*WRITTEN TASK*
Take the material below and retype it in full; pictures are left out.

*SOURCE DATA*
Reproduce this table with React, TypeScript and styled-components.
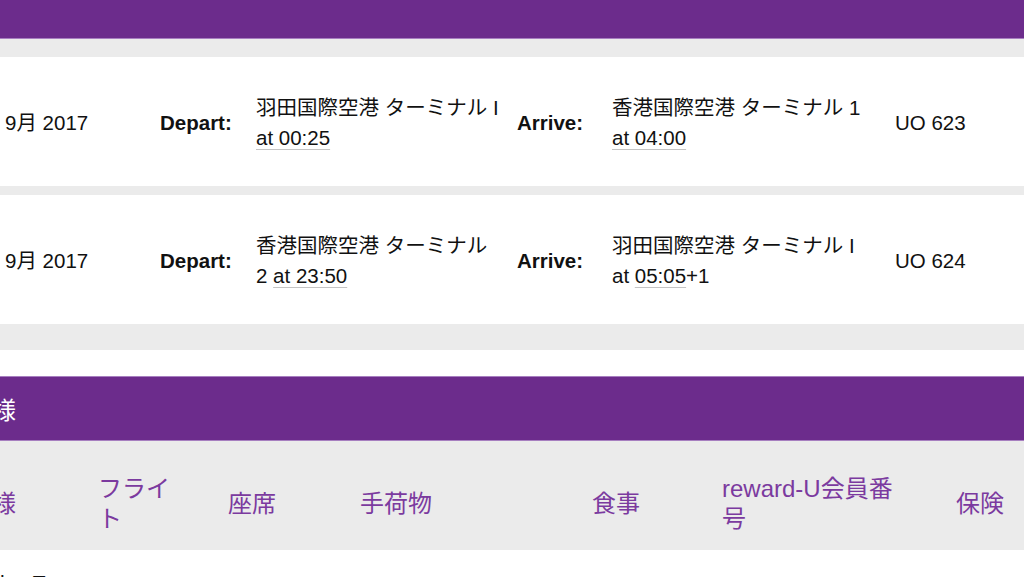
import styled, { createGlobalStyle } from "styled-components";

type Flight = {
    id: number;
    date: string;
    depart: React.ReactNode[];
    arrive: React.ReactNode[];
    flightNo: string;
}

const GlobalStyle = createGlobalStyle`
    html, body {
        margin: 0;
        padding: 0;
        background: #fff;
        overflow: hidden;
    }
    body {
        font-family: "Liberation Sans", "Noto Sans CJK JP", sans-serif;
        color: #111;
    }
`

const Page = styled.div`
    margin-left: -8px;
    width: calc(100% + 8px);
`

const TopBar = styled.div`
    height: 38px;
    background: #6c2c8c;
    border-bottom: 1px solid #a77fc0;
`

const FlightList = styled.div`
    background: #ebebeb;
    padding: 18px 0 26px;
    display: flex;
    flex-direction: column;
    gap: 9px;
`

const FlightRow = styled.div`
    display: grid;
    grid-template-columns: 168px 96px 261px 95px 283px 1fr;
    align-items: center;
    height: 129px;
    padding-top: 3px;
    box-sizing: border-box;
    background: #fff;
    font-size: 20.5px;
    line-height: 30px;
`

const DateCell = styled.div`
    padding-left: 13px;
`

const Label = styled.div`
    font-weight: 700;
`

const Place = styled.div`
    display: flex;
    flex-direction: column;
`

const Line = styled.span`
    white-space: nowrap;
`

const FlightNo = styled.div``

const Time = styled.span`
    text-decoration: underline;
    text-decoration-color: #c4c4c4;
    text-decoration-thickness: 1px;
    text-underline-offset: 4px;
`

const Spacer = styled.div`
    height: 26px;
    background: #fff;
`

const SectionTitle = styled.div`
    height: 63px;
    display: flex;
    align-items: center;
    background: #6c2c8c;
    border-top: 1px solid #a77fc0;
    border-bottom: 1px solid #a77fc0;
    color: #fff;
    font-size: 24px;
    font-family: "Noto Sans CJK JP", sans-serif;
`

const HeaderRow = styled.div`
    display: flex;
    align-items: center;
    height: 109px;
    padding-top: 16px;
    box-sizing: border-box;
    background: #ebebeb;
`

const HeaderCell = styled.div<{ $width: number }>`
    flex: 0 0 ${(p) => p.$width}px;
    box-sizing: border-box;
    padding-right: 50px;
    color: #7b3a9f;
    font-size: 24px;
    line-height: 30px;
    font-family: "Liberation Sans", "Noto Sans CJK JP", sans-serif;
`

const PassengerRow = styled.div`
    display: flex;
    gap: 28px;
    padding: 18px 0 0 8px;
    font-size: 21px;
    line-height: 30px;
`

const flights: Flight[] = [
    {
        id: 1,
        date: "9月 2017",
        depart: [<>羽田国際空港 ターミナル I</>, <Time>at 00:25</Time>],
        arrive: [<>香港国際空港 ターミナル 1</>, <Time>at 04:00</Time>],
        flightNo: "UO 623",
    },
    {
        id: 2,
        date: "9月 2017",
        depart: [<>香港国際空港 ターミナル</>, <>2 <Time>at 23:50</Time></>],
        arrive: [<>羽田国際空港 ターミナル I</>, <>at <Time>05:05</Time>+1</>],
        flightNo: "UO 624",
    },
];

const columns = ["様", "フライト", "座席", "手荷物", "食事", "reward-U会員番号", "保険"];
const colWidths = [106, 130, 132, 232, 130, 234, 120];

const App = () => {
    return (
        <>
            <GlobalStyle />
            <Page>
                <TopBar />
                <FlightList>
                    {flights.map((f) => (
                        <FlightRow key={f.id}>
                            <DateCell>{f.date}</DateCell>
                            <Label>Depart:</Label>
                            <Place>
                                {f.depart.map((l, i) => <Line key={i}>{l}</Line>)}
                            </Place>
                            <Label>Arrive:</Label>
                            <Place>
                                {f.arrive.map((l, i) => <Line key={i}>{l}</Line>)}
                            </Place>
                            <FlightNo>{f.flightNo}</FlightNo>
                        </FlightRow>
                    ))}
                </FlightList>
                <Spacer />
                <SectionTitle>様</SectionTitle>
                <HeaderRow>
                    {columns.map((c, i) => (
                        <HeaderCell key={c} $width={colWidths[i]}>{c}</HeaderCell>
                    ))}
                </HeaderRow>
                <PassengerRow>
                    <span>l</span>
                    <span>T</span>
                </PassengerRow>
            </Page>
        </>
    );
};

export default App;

*EXERCISE SOLUTION*
Reproduce this table with React, TypeScript and styled-components.
import styled, { createGlobalStyle } from "styled-components";

type Flight = {
    id: number;
    date: string;
    depart: React.ReactNode[];
    arrive: React.ReactNode[];
    flightNo: string;
}

const GlobalStyle = createGlobalStyle`
    html, body {
        margin: 0;
        padding: 0;
        background: #fff;
        overflow: hidden;
    }
    body {
        font-family: "Liberation Sans", "Noto Sans CJK JP", sans-serif;
        color: #111;
    }
`

const Page = styled.div`
    margin-left: -8px;
    width: calc(100% + 8px);
`

const TopBar = styled.div`
    height: 38px;
    background: #6c2c8c;
    border-bottom: 1px solid #a77fc0;
`

const FlightList = styled.div`
    background: #ebebeb;
    padding: 18px 0 26px;
    display: flex;
    flex-direction: column;
    gap: 9px;
`

const FlightRow = styled.div`
    display: grid;
    grid-template-columns: 168px 96px 261px 95px 283px 1fr;
    align-items: center;
    height: 129px;
    padding-top: 3px;
    box-sizing: border-box;
    background: #fff;
    font-size: 20.5px;
    line-height: 30px;
`

const DateCell = styled.div`
    padding-left: 13px;
`

const Label = styled.div`
    font-weight: 700;
`

const Place = styled.div`
    display: flex;
    flex-direction: column;
`

const Line = styled.span`
    white-space: nowrap;
`

const FlightNo = styled.div``

const Time = styled.span`
    text-decoration: underline;
    text-decoration-color: #c4c4c4;
    text-decoration-thickness: 1px;
    text-underline-offset: 4px;
`

const Spacer = styled.div`
    height: 26px;
    background: #fff;
`

const SectionTitle = styled.div`
    height: 63px;
    display: flex;
    align-items: center;
    background: #6c2c8c;
    border-top: 1px solid #a77fc0;
    border-bottom: 1px solid #a77fc0;
    color: #fff;
    font-size: 24px;
    font-family: "Noto Sans CJK JP", sans-serif;
`

const HeaderRow = styled.div`
    display: flex;
    align-items: center;
    height: 109px;
    padding-top: 16px;
    box-sizing: border-box;
    background: #ebebeb;
`

const HeaderCell = styled.div<{ $width: number }>`
    flex: 0 0 ${(p) => p.$width}px;
    box-sizing: border-box;
    padding-right: 50px;
    color: #7b3a9f;
    font-size: 24px;
    line-height: 30px;
    font-family: "Liberation Sans", "Noto Sans CJK JP", sans-serif;
`

const PassengerRow = styled.div`
    display: flex;
    gap: 28px;
    padding: 18px 0 0 8px;
    font-size: 21px;
    line-height: 30px;
`

const flights: Flight[] = [
    {
        id: 1,
        date: "9月 2017",
        depart: [<>羽田国際空港 ターミナル I</>, <Time>at 00:25</Time>],
        arrive: [<>香港国際空港 ターミナル 1</>, <Time>at 04:00</Time>],
        flightNo: "UO 623",
    },
    {
        id: 2,
        date: "9月 2017",
        depart: [<>香港国際空港 ターミナル</>, <>2 <Time>at 23:50</Time></>],
        arrive: [<>羽田国際空港 ターミナル I</>, <>at <Time>05:05</Time>+1</>],
        flightNo: "UO 624",
    },
];

const columns = ["様", "フライト", "座席", "手荷物", "食事", "reward-U会員番号", "保険"];
const colWidths = [106, 130, 132, 232, 130, 234, 120];

const App = () => {
    return (
        <>
            <GlobalStyle />
            <Page>
                <TopBar />
                <FlightList>
                    {flights.map((f) => (
                        <FlightRow key={f.id}>
                            <DateCell>{f.date}</DateCell>
                            <Label>Depart:</Label>
                            <Place>
                                {f.depart.map((l, i) => <Line key={i}>{l}</Line>)}
                            </Place>
                            <Label>Arrive:</Label>
                            <Place>
                                {f.arrive.map((l, i) => <Line key={i}>{l}</Line>)}
                            </Place>
                            <FlightNo>{f.flightNo}</FlightNo>
                        </FlightRow>
                    ))}
                </FlightList>
                <Spacer />
                <SectionTitle>様</SectionTitle>
                <HeaderRow>
                    {columns.map((c, i) => (
                        <HeaderCell key={c} $width={colWidths[i]}>{c}</HeaderCell>
                    ))}
                </HeaderRow>
                <PassengerRow>
                    <span>l</span>
                    <span>T</span>
                </PassengerRow>
            </Page>
        </>
    );
};

export default App;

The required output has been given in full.